We are at this point already so I have no idea why we are discussing inconsequential factors such as spam mitigation vs enthusiastic relaying as though it has any relevance here. Foundry can already 51% attack the network.

---------

This is roughly how I end up at my position - being a vocal advocate for putting the incentives of those running nodes over anyone else in the ecosystem. I do not consider spammers to be "Bitcoiners" but even I did, their needs would be always placed further down the food chain than those of nodes. Just as they were with those who wanted huge blocks for permanently cheap transactions.

The rate at which I am having to revise and reevaluate my position has rapidly decreased compared to a few weeks ago where admittedly I was making far more technical inaccuracies than now.

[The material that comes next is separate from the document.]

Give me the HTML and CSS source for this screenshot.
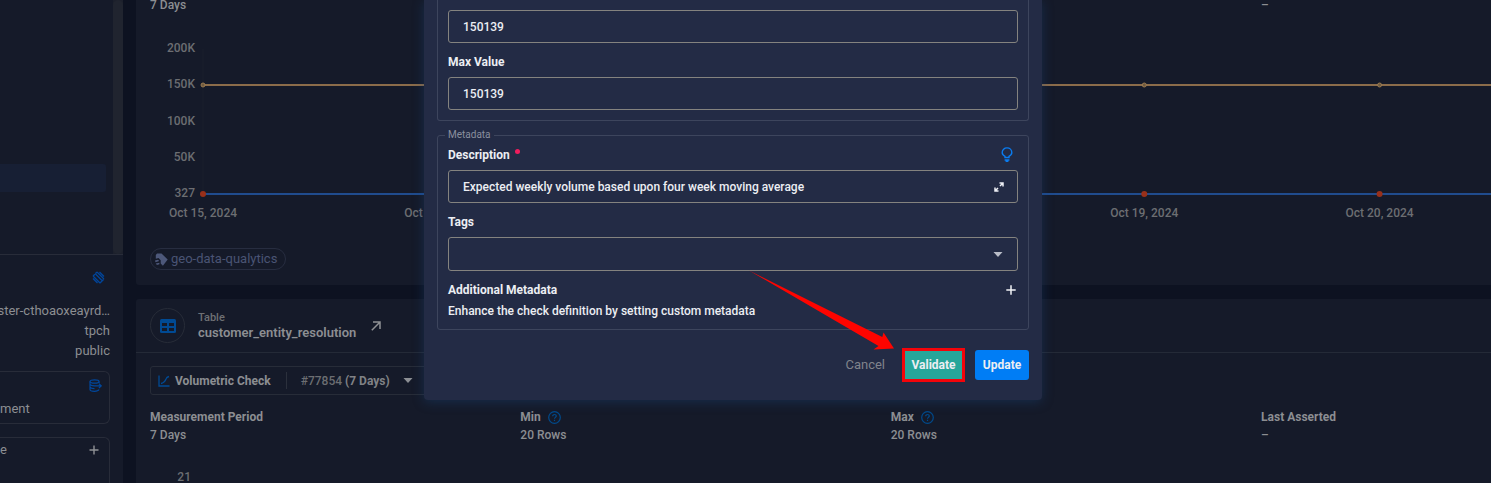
FILE: index.html
```html
<!DOCTYPE html>
<html lang="en">
<head>
<meta charset="utf-8">
<title>Volumetric Check</title>
<link rel="stylesheet" href="styles.css">
</head>
<body>
<div class="app">
  <aside class="sidebar">
    <div class="tree">
      <div class="tree-list"><div class="tree-active"></div></div>
      <div class="scroll-track"><div class="scroll-thumb"></div></div>
    </div>
    <div class="details">
      <svg class="details-icon" width="13" height="13" viewBox="0 0 13 13" fill="none" stroke="#00459b" stroke-width="1.300"><path d="M5 1L12 8M1 5l7 7M3.500 3l7 7M5 1L3.300 2.800M1 5l2-1.800M12 8l-2 2M8 12l2-2M7.500 1l4.500 4.500M1 7.500L5.500 12"/></svg>
      <span>ster-cthoaoxeayrd…</span>
      <span>tpch</span>
      <span>public</span>
    </div>
    <section class="side-card">
      <svg class="side-icon" width="13" height="13" viewBox="0 0 13 13" fill="none" stroke="#00479c" stroke-width="1.200"><ellipse cx="5.500" cy="2.500" rx="4.500" ry="1.700"/><path d="M1 2.500v8c0 1 2 1.800 4.500 1.800s4-.8 4.500-1.800M10 2.500v1.500M1 5.300c.5 1 2.500 1.600 4.500 1.600M1 8c.5 1 2.500 1.600 4.500 1.600M5 6.900h7.200M9.900 4.600l2.300 2.300-2.300 2.300"/></svg>
      <p>ment</p>
    </section>
    <section class="side-card side-card-last">
      <span>e</span>
      <button class="icon-btn" aria-label="Add"><svg width="10" height="10" viewBox="0 0 10 10" stroke="#8f9194" stroke-width="1.400"><path d="M5 .5v9M.5 5h9"/></svg></button>
    </section>
  </aside>

  <main class="main">
    <section class="card">
      <div class="stats">
        <span>7 Days</span>
        <span class="stat-last">–</span>
      </div>
      <div class="chart">
        <div class="y-axis"><span>200K</span><span>150K</span><span>100K</span><span>50K</span><span>327</span></div>
        <svg class="plot" height="181">
          <line class="axis" x1="0" y1="9" x2="0" y2="153"/>
          <line class="line-max" x1="0" y1="45" x2="100%" y2="45"/>
          <line class="line-obs" x1="0" y1="154" x2="100%" y2="154"/>
          <g class="dot-max"><circle cx="0" cy="45" r="2"/><circle cx="18.270%" cy="45" r="2"/><circle cx="36.540%" cy="45" r="2"/><circle cx="54.800%" cy="45" r="2"/><circle cx="73.080%" cy="45" r="2"/><circle cx="91.350%" cy="45" r="2"/></g>
          <g class="dot-obs"><circle cx="0" cy="154" r="3"/><circle cx="18.270%" cy="154" r="3"/><circle cx="36.540%" cy="154" r="3"/><circle cx="54.800%" cy="154" r="3"/><circle cx="73.080%" cy="154" r="3"/><circle cx="91.350%" cy="154" r="3"/></g>
          <g class="tick"><text x="0" y="177">Oct 15, 2024</text><text x="18.270%" y="177">Oct 16, 2024</text><text x="73.080%" y="177">Oct 19, 2024</text><text x="91.350%" y="177">Oct 20, 2024</text></g>
        </svg>
      </div>
      <span class="chip">
        <svg width="13" height="13" viewBox="0 0 13 13" fill="#4d587a"><path d="M2 .5h4.500l6.200 6-4.800 6.200-2.200-2.200V7.200L3.500 5 .8 5.800V2z"/><path d="M0 7.500l3-.8 1.200 1.300-3.700 1.200zM.8 10.500l3.600-.8v1.500l-2.500.8z"/></svg>
        geo-data-qualytics
      </span>
    </section>

    <section class="card card-open">
      <header class="card-head">
        <span class="avatar"><svg width="16" height="14" viewBox="0 0 16 14"><rect x="0" y="0" width="16" height="14" rx="1.500" fill="#004a94"/><path fill="#151a29" d="M2 4h5v3H2zM9 4h5v3H9zM2 9h5v3H2zM9 9h5v3H9z"/></svg></span>
        <div class="entity"><small>Table</small><b>customer_entity_resolution</b></div>
        <a class="open-link" href="#" aria-label="Open table"><svg width="10" height="10" viewBox="0 0 10 10" fill="none" stroke="#8f9194" stroke-width="1.500"><path d="M.8 9.200l8-8M2 1h7v7"/></svg></a>
      </header>
      <div class="card-body">
        <button class="check-select">
          <svg width="12" height="12" viewBox="0 0 12 12" fill="none" stroke="#004a94" stroke-width="1.300"><path d="M1 .5v10.500h10.500M3 8.500c3-.5 4-2 5-4.500.5-1.500 1-2 3-2.500"/></svg>
          <b>Volumetric Check</b>
          <i class="divider"></i>
          <span class="check-id">#77854 <strong>(7 Days)</strong></span>
          <svg width="10" height="5" viewBox="0 0 10 5" fill="#8c8f94"><path d="M.5 0h9L5 5z"/></svg>
        </button>
        <dl class="stats stats-full">
          <div><dt>Measurement Period</dt><dd>7 Days</dd></div>
          <div><dt>Min <svg width="13" height="13" viewBox="0 0 13 13" fill="none" stroke="#004a8c" stroke-width="1.200"><circle cx="6.500" cy="6.500" r="5.800"/><path d="M4.700 5.200c0-1 .7-1.700 1.800-1.700s1.800.7 1.800 1.600c0 1.200-1.800 1.400-1.800 2.600M6.500 8.800v1.200"/></svg></dt><dd>20 Rows</dd></div>
          <div><dt>Max <svg width="13" height="13" viewBox="0 0 13 13" fill="none" stroke="#004a8c" stroke-width="1.200"><circle cx="6.500" cy="6.500" r="5.800"/><path d="M4.700 5.200c0-1 .7-1.700 1.800-1.700s1.800.7 1.800 1.600c0 1.200-1.800 1.400-1.800 2.600M6.500 8.800v1.200"/></svg></dt><dd>20 Rows</dd></div>
          <div><dt>Last Asserted</dt><dd>–</dd></div>
        </dl>
        <div class="chart chart-next"><div class="y-axis"><span>21</span></div></div>
      </div>
    </section>
  </main>

  <div class="overlay">
    <form class="modal">
      <fieldset class="group group-top">
        <div class="field"><input type="text" aria-label="Min Value" value="150139"></div>
        <label class="label" for="max">Max Value</label>
        <div class="field"><input type="text" id="max" value="150139"></div>
      </fieldset>
      <fieldset class="group">
        <legend>Metadata</legend>
        <div class="label label-row">
          <label for="desc">Description <i class="required"></i></label>
          <svg class="bulb" width="12" height="16" viewBox="0 0 12 16" fill="none" stroke="#0a7cf0" stroke-width="1.400"><path d="M4 10.500V9.300C2.200 8.500 1.200 7.300 1.200 5.500 1.200 2.800 3.300.9 6 .9s4.800 1.900 4.800 4.600c0 1.800-1 3-2.800 3.800v1.200z"/><path d="M3.600 13h4.800M4.600 14.400h2.800"/></svg>
        </div>
        <div class="field">
          <input type="text" id="desc" value="Expected weekly volume based upon four week moving average">
          <button type="button" class="icon-btn expand" aria-label="Expand"><svg width="10" height="10" viewBox="0 0 10 10" fill="none" stroke="#eef0f5" stroke-width="1.500"><path d="M5.500 1H9v3.500M9 1L6 4M4.500 9H1V5.500M1 9l3-3"/></svg></button>
        </div>
        <label class="label" for="tags">Tags</label>
        <div class="field field-select">
          <select id="tags"><option></option></select>
          <svg class="caret" width="10" height="5" viewBox="0 0 10 5" fill="#b9bdc8"><path d="M.5 0h9L5 5z"/></svg>
        </div>
        <div class="label label-row">
          <span>Additional Metadata</span>
          <button type="button" class="icon-btn add" aria-label="Add metadata"><svg width="10" height="10" viewBox="0 0 10 10" stroke="#f2f3f6" stroke-width="1.500"><path d="M5 .3v9.400M.3 5h9.400"/></svg></button>
        </div>
        <p class="hint">Enhance the check definition by setting custom metadata</p>
      </fieldset>
      <footer class="actions">
        <button type="button" class="btn btn-text">Cancel</button>
        <button type="button" class="btn btn-validate">Validate</button>
        <button type="submit" class="btn btn-update">Update</button>
        <svg class="arrow" width="146" height="80" viewBox="0 0 146 80"><path fill="#fe0400" d="M0 .5L133.300 67 134.500 62.500 145 78.500 124.500 79.500 129.500 76Z"/></svg>
      </footer>
    </form>
  </div>
</div>
</body>
</html>
```
FILE: styles.css
```css
* { box-sizing: border-box; }
html, body { height: 100%; margin: 0; }
body {
  overflow: hidden;
  background: #0d1221;
  color: #8c8e92;
  font: 500 12px/16px Roboto, "Liberation Sans", sans-serif;
}
p, dl, dd { margin: 0; }
svg { display: block; flex: none; }
button, input, select { font: inherit; color: inherit; }
button { cursor: pointer; }

.app {
  position: relative;
  display: flex;
  gap: 13px;
  min-height: 100%;
}

/* Sidebar */
.sidebar {
  flex: 0 0 123px;
  overflow: hidden;
  background: #151a29;
  font-size: 13px;
  font-weight: 400;
}
.tree {
  display: flex;
  justify-content: space-between;
  height: 255px;
  border-bottom: 1px solid #282c39;
}
.tree-list { flex: 1; margin-right: 7px; padding-top: 164px; }
.tree-active { height: 28px; border-radius: 0 3px 3px 0; background: #171f34; }
.scroll-track { width: 10px; background: #1c202c; }
.scroll-thumb { height: 100%; border-radius: 5px; background: #20242f; }
.details {
  display: flex;
  flex-direction: column;
  align-items: flex-end;
  padding: 16px 13px 10px 0;
  line-height: 20px;
  white-space: nowrap;
}
.details-icon { margin: 0 5px 17px 0; }
.side-card {
  height: 53px;
  margin-right: 13px;
  padding-top: 7px;
  border: 1px solid #282c39;
  border-left: 0;
  border-radius: 0 6px 6px 0;
}
.side-icon { margin: 0 7px 9px auto; }
.side-card-last {
  display: flex;
  justify-content: space-between;
  align-items: flex-start;
  margin-top: 13px;
  padding-top: 4px;
  padding-right: 10px;
  border-bottom: 0;
  border-radius: 0 6px 0 0;
}
.icon-btn {
  display: flex;
  padding: 3px 0;
  border: 0;
  background: none;
}

/* Main column, scrolled part-way down */
.main {
  flex: 1;
  min-width: 0;
  display: flex;
  flex-direction: column;
  gap: 14px;
  margin-top: -3px;
}
.card {
  padding: 0 0 15px 14px;
  border-radius: 3px 0 0 3px;
  background: #151a29;
}
.stats {
  display: grid;
  grid-template-columns: repeat(3, 29fr) 18fr;
}
.stat-last { grid-column: 4; }
.chart {
  display: flex;
  gap: 8px;
  margin-top: 27px;
}
.y-axis {
  display: flex;
  flex-direction: column;
  justify-content: space-between;
  width: 45px;
  height: 161px;
  text-align: right;
  color: #6c6e72;
}
.plot { flex: 1; min-width: 0; overflow: visible; }
.axis { stroke: #1a1f2c; }
.line-max { stroke: #8b6c4a; stroke-width: 2; }
.line-obs { stroke: #204c8e; stroke-width: 2; }
.dot-max { fill: #6f5a3f; stroke: #9a7a50; }
.dot-obs { fill: #98301a; }
.tick { fill: #6c6e72; text-anchor: middle; }
.chip {
  display: inline-flex;
  align-items: center;
  gap: 3px;
  height: 22px;
  margin-top: 27px;
  padding: 0 8px 0 4px;
  border: 1px solid #272d40;
  border-radius: 11px;
  color: #4a5474;
  font-size: 13px;
  font-weight: 400;
  vertical-align: top;
}

.card-open { flex: 1; padding: 0; }
.card-head {
  display: flex;
  align-items: center;
  height: 54px;
  padding-left: 14px;
  border-bottom: 1px solid #242a37;
}
.avatar {
  display: grid;
  place-items: center;
  width: 35px;
  height: 35px;
  margin-right: 13px;
  border: 1px solid #272c38;
  border-radius: 50%;
}
.entity { display: flex; flex-direction: column; }
.entity small { font-size: 11px; line-height: 14px; color: #6e7074; }
.entity b { font-size: 13px; font-weight: 600; }
.open-link { margin-left: 15px; }
.card-body { padding: 13px 0 0 14px; }
.check-select {
  display: flex;
  align-items: center;
  height: 29px;
  padding: 0 24px 0 7px;
  border: 1px solid #272c38;
  border-radius: 3px;
  background: none;
}
.check-select b { margin-left: 5px; font-weight: 700; }
.divider { width: 1px; height: 17px; margin: 0 14px 0 15px; background: #2b303c; }
.check-id { margin-right: 13px; color: #6c6e72; }
.check-id strong { font-weight: 700; color: #808286; }
.stats-full { margin-top: 14px; }
.stats dt {
  display: flex;
  align-items: center;
  gap: 7px;
  margin-bottom: 2px;
  font-weight: 700;
}
.chart-next { margin-top: 26px; }
.chart-next .y-axis { width: 41px; height: 14px; }

/* Dialog */
.overlay {
  position: absolute;
  inset: 0;
  display: flex;
  justify-content: center;
  align-items: flex-start;
  padding-right: 25px;
}
.modal {
  width: 618px;
  max-width: 100%;
  padding: 0 13px;
  border-radius: 0 0 4px 4px;
  background: #232b45;
  box-shadow: 0 2px 12px rgba(26, 72, 128, .4);
  color: #eceef3;
}
.group {
  min-width: 0;
  margin: 0 0 8px;
  padding: 4px 10px 8px;
  border: 1px solid #3d455d;
  border-radius: 3px;
}
.group:nth-of-type(2) { margin-bottom: 0; }
.group-top {
  padding: 10px;
  border-top: 0;
  border-radius: 0 0 3px 3px;
}
legend {
  margin-left: -3px;
  padding: 0 3px;
  font-size: 10px;
  font-weight: 400;
  line-height: 12px;
  color: #8a8f9e;
}
.label {
  display: block;
  margin: 9px 0 5px;
  font-weight: 700;
  line-height: 20px;
}
.label-row { display: flex; justify-content: space-between; align-items: center; }
legend + .label { margin-top: 0; }
.required {
  display: inline-block;
  width: 5px;
  height: 5px;
  margin-left: 2px;
  border-radius: 50%;
  background: #f01d5d;
  vertical-align: 5px;
}
.bulb { margin-right: 5px; }
.field {
  display: flex;
  align-items: center;
  height: 33px;
  border: 1px solid #84837f;
  border-radius: 3px;
}
.field input, .field select {
  flex: 1;
  min-width: 0;
  height: 100%;
  padding: 0 14px;
  border: 0;
  outline: 0;
  background: none;
  appearance: none;
}
.field-select { display: grid; align-items: center; height: 34px; }
.field-select > * { grid-area: 1 / 1; }
.caret { justify-self: end; margin-right: 14px; pointer-events: none; }
.expand { margin-right: 13px; }
.add { margin-right: 2px; }
.label:has(.add) { margin-bottom: 1px; }
.hint { line-height: 20px; }
.actions {
  position: relative;
  display: flex;
  justify-content: flex-end;
  align-items: center;
  gap: 13px;
  padding: 20px 0;
}
.btn {
  height: 30px;
  padding: 0 7px;
  border: 0;
  border-radius: 3px;
  font-weight: 700;
  white-space: nowrap;
}
.btn-text { background: none; color: #80838c; font-size: 13px; font-weight: 400; }
.btn-validate {
  width: 57px;
  height: 28px;
  padding: 0;
  background: #26a69a;
  outline: 3px solid #f4040a;
  border-radius: 0;
}
.btn-update { width: 54px; padding: 0; background: #007df5; }
.arrow {
  position: absolute;
  right: 134px;
  bottom: 50px;
  pointer-events: none;
}
```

Everything I read from Greg Maxwell or other long standing and respected developers in the space goes along familiar lines at this point and fails to justify this new, laissez-faire approach to spam attacks that carries a heavy burden of proof versus adhering (as Knots does) to Bitcoin's historical precedent where folks none other than Greg himself would propose extreme counter measures to spam should some new protocol for shitcoining-on-bitcoin suddenly hit escape velocity and start creating a genuine problem for Bitcoin nodes.

I regret I didn't really take your concerns seriously last time this was debated. But now I'm convinced.